O crime foi julgado em novembro de 2001. Eles foram condenados a 14 anos de prisão. G.N.A.J. cumpriu quatro meses de medida socioeducativa.

Ponto crítico

Há algum impedimento para alguém envolvido em assassinato assumir uma vaga na Polícia Civil?

SIM
» CIRO DE FREITAS

“Eu lamento muito a possibilidade de que ele possa ingressar nas fileiras da Polícia Civil do DF. A legislação o contempla, tanto que ele pode conseguir continuar no concurso por decisão judicial. No entanto, se ele, de fato, virar policial será muito observado e vigiado pelos colegas por conta do ato que ele praticou no passado. Isso é evidente. Será ruim para a corporação e para ele mesmo na condição de policial. Tem de ficar claro que o que ele fez, ainda que tenha sido quando adolescente, não foi uma coisa qualquer. Ele participou de um crime hediondo e isso ficou mais do que comprovado. Para virar policial civil, a pessoa precisaria ter um passado inteiro limpo, sem qualquer tipo de mácula ou nódoa, afinal, o cidadão não vai exercer uma atividade qualquer. Eu penso que a legislação tem que ser modificada quanto a isso. Mas a lei precisa mudar também em relação à maioridade penal, e que a pessoa possa, a partir de uma certa idade, ser penalizada na mesma proporção do ato praticado.”

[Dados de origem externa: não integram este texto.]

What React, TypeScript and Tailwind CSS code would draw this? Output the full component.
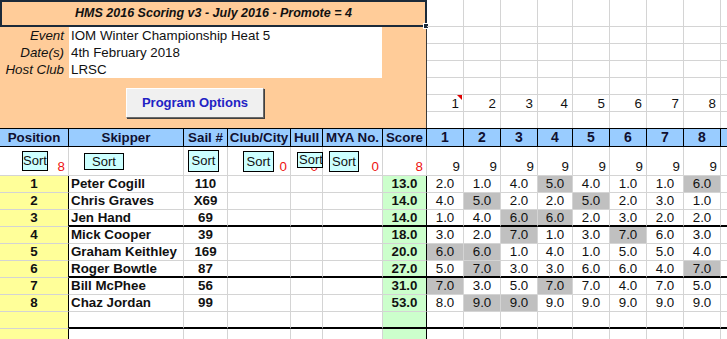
import clsx from "clsx";

type Skipper = {
  pos: number;
  name: string;
  sail: string;
  score: string;
  races: number[];
  drops: number[];
};

const skippers: Skipper[] = [
  { pos: 1, name: "Peter Cogill", sail: "110", score: "13.0", races: [2, 1, 4, 5, 4, 1, 1, 6], drops: [3, 7] },
  { pos: 2, name: "Chris Graves", sail: "X69", score: "14.0", races: [4, 5, 2, 2, 5, 2, 3, 1], drops: [1, 4] },
  { pos: 3, name: "Jen Hand", sail: "69", score: "14.0", races: [1, 4, 6, 6, 2, 3, 2, 2], drops: [2, 3] },
  { pos: 4, name: "Mick Cooper", sail: "39", score: "18.0", races: [3, 2, 7, 1, 3, 7, 6, 3], drops: [2, 5] },
  { pos: 5, name: "Graham Keithley", sail: "169", score: "20.0", races: [6, 6, 1, 4, 1, 5, 5, 4], drops: [0, 1] },
  { pos: 6, name: "Roger Bowtle", sail: "87", score: "27.0", races: [5, 7, 3, 3, 6, 6, 4, 7], drops: [1, 7] },
  { pos: 7, name: "Bill McPhee", sail: "56", score: "31.0", races: [7, 3, 5, 7, 7, 4, 7, 5], drops: [0, 3] },
  { pos: 8, name: "Chaz Jordan", sail: "99", score: "53.0", races: [8, 9, 9, 9, 9, 9, 9, 9], drops: [1, 2] },
];

const races = [1, 2, 3, 4, 5, 6, 7, 8];
const headers = ["Position", "Skipper", "Sail #", "Club/City", "Hull", "MYA No.", "Score"];
const topRows = ["h-[27px]", "h-[17px]", "h-[17px]", "h-[17px]", "h-[17px]", "h-[17px]", "h-[16px]"];

function SortButton({ className, label = "Sort" }: { className: string; label?: string }) {
  return (
    <div
      className={clsx(
        "absolute z-10 flex items-center border border-black bg-[#ccffff] text-[13px] text-[#111]",
        className
      )}
    >
      {label}
    </div>
  );
}

function Count({ value, red = true }: { value: string; red?: boolean }) {
  return (
    <span className={clsx("leading-[17px]", red ? "text-[#ee1111]" : "text-[#111]")}>{value}</span>
  );
}

export default function App() {
  return (
    <div className="h-[339px] w-[727px] overflow-hidden bg-white font-['Liberation_Sans',Arial,sans-serif] text-[13.33px] text-[#111]">
      {/* top block: event details + empty race grid */}
      <div className="flex h-[128px]">
        <div className="flex w-[427px] flex-col bg-[#ffcc99]">
          <div className="relative flex h-[27px] items-center justify-center border-2 border-[#1b2a3a] text-[12.5px] font-bold italic">
            HMS 2016 Scoring v3 - July 2016 - Promote = 4
            <span className="absolute -bottom-[4px] -right-[4px] h-[6px] w-[6px] border border-white bg-[#1b2a3a]" />
          </div>
          <div className="flex flex-1 flex-col border-r border-[#3a3a3a]">
            {[
              ["Event", "IOM Winter Championship Heat 5"],
              ["Date(s)", "4th February 2018"],
              ["Host Club", "LRSC"],
            ].map(([label, value], i) => (
              <div key={label} className="grid h-[17px] grid-cols-[69px_313px_1fr] leading-[17px]">
                <div className="pr-[5px] text-right italic">{label}</div>
                <div className={clsx("bg-white pl-[2px]", i < 2 && "border-b border-[#d8d8d8]")}>{value}</div>
                <div />
              </div>
            ))}
            <div className="pl-[126px] pt-[10px]">
              <div className="flex h-[30px] w-[138px] items-center justify-center border border-b-[#6a6a6a] border-l-white border-r-[#6a6a6a] border-t-white bg-[#f0f0f0] text-[13px] font-bold text-[#2222c4] shadow-[1px_1px_0_#404040]">
                Program Options
              </div>
            </div>
          </div>
        </div>

        <div className="grid flex-1 grid-cols-[37px_37px_37px_35px_37px_37px_37px_37px_1fr]">
          {topRows.map((h, r) =>
            [...races, 0].map((n) => (
              <div
                key={`${r}-${n}`}
                className={clsx(
                  "relative pr-[4px] text-right leading-[17px]",
                  h,
                  n !== 0 && "border-r border-[#d4d4d4]",
                  r < 6 && "border-b border-[#d4d4d4]"
                )}
              >
                {r === 5 && n !== 0 ? n : null}
                {r === 5 && n === 1 && (
                  <span className="absolute right-[1px] top-0 h-0 w-0 border-l-[5px] border-t-[5px] border-l-transparent border-t-[#e00000]" />
                )}
              </div>
            ))
          )}
        </div>
      </div>

      {/* results sheet */}
      <div className="grid grid-cols-[69px_115px_44px_63px_32px_60px_44px_37px_37px_37px_35px_37px_37px_37px_37px_1fr]">
        {headers.map((h) => (
          <div
            key={h}
            className="h-[19px] border-b border-r border-t border-black bg-[#99ccff] text-center text-[13.33px] font-bold leading-[17px] text-[#101030]"
          >
            {h}
          </div>
        ))}
        {races.map((n) => (
          <div
            key={n}
            className="h-[19px] border-b border-r border-t border-black bg-[#99ccff] text-center text-[14px] font-bold leading-[17px] text-[#101030]"
          >
            {n}
          </div>
        ))}
        <div className="h-[19px] border-b border-t border-black bg-[#99ccff]" />

        {/* sort row */}
        <div className="relative flex h-[29px] items-end justify-end border-b border-r border-[#d4d4d4] pr-[3px]">
          <SortButton className="left-[22px] top-[4px] h-[20px] w-[26px] justify-center" />
          <Count value="8" />
        </div>
        <div className="relative h-[29px] border-b border-r border-[#d4d4d4]">
          <SortButton className="left-[15px] top-[6px] h-[17px] w-[40px] justify-center" />
        </div>
        <div className="relative h-[29px] border-b border-r border-[#d4d4d4]">
          <SortButton className="left-[4px] top-[3px] h-[22px] w-[31px] justify-center" />
        </div>
        <div className="relative flex h-[29px] items-end justify-end border-b border-r border-[#d4d4d4] pr-[3px]">
          <SortButton className="left-[15px] top-[4px] h-[21px] w-[31px] justify-center" />
          <Count value="0" />
        </div>
        <div className="relative flex h-[29px] items-end justify-end border-b border-r border-[#d4d4d4] pr-[4px]">
          <SortButton className="left-[6px] top-[5px] h-[16px] w-[26px] overflow-hidden whitespace-nowrap pl-[1px] leading-[12px]" label="Sort" />
          <Count value="0" />
        </div>
        <div className="relative flex h-[29px] items-end justify-end border-b border-r border-[#d4d4d4] pr-[3px]">
          <SortButton className="left-[6px] top-[4px] h-[21px] w-[30px] justify-center" />
          <Count value="0" />
        </div>
        <div className="flex h-[29px] items-end justify-end border-b border-r border-[#d4d4d4] pr-[3px]">
          <Count value="8" />
        </div>
        {races.map((n) => (
          <div key={n} className="flex h-[29px] items-end justify-end border-b border-r border-[#d4d4d4] pr-[3px]">
            <Count value="9" red={false} />
          </div>
        ))}
        <div className="h-[29px] border-b border-[#d4d4d4]" />

        {/* results */}
        {skippers.map((s, i) => {
          const line = i === 2 || i === 5 ? "border-b-2 border-b-black" : "border-b border-b-[#d4d4d4]";
          return [
            <div key={`p${i}`} className="h-[17px] border-b border-r border-b-[#d4d4d4] border-r-black bg-[#ffff99] text-center font-bold leading-[16px]">
              {s.pos}
            </div>,
            <div key={`n${i}`} className={clsx("h-[17px] border-r border-r-[#d4d4d4] pl-[2px] font-bold leading-[16px]", line)}>
              {s.name}
            </div>,
            <div key={`s${i}`} className={clsx("h-[17px] border-r border-r-[#d4d4d4] text-center font-bold leading-[16px]", line)}>
              {s.sail}
            </div>,
            <div key={`c${i}`} className={clsx("h-[17px] border-r border-r-[#d4d4d4]", line)} />,
            <div key={`h${i}`} className={clsx("h-[17px] border-r border-r-[#d4d4d4]", line)} />,
            <div key={`m${i}`} className={clsx("h-[17px] border-r border-r-[#d4d4d4]", line)} />,
            <div key={`t${i}`} className={clsx("h-[17px] border-r border-r-black bg-[#ccffcc] text-center font-bold leading-[16px]", line)}>
              {s.score}
            </div>,
            ...s.races.map((r, j) => (
              <div
                key={`r${i}-${j}`}
                className={clsx(
                  "h-[17px] border-r border-r-[#d4d4d4] text-center leading-[16px]",
                  s.drops.includes(j) && "bg-[#c0c0c0]",
                  line
                )}
              >
                {r.toFixed(1)}
              </div>
            )),
            <div key={`x${i}`} className={clsx("h-[17px]", line)} />,
          ];
        })}

        {/* blank row, then next block */}
        {[0, 1].map((b) =>
          [
            <div key={`bp${b}`} className="h-[17px] border-b border-r border-b-[#d4d4d4] border-r-black bg-[#ffff99]" />,
            ...Array.from({ length: 5 }, (_, k) => (
              <div
                key={`bc${b}-${k}`}
                className={clsx(
                  "h-[17px] border-r border-r-[#d4d4d4]",
                  b === 0 ? "border-b-2 border-b-black" : "border-b border-b-[#d4d4d4]"
                )}
              />
            )),
            <div
              key={`bt${b}`}
              className={clsx(
                "h-[17px] border-r border-r-black bg-[#ccffcc]",
                b === 0 ? "border-b-2 border-b-black" : "border-b border-b-[#d4d4d4]"
              )}
            />,
            ...Array.from({ length: 9 }, (_, k) => (
              <div
                key={`br${b}-${k}`}
                className={clsx(
                  "h-[17px]",
                  k < 8 && "border-r border-r-[#d4d4d4]",
                  b === 0 ? "border-b-2 border-b-black" : "border-b border-b-[#d4d4d4]"
                )}
              />
            )),
          ]
        )}
      </div>
    </div>
  );
}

Presidente do Sindicato dos Policiais Civis do DF (Sinpol)

NÃO
» LUIZ FLÁVIO GOMES

“Quando um menor de idade pratica um ato infracional e cumpre medida socioeducativa, não tem mais ficha, limpa ou suja. O adulto, dois anos depois de ter cumprido toda a pena, também consegue a ficha limpa. Eles são cidadãos, completamente regenerados, e têm que ser respeitados, sem discriminação em qualquer área. A investigação de vida pregressa e análise social para a entrada em concursos públicos são muito importantes, sim, desde que a análise não seja feita baseada em crimes que já foram pagos pelos infratores. Claro que não é qualquer pessoa que pode e deve assumir um cargo público. Isso está previsto nos editais. É preciso cumprir uma série de exigências, principalmente para funções como policial, juiz ou promotor. Mas a pessoa não pode ficar marcada por algo que fez há muitos anos e ser discriminada por isso.”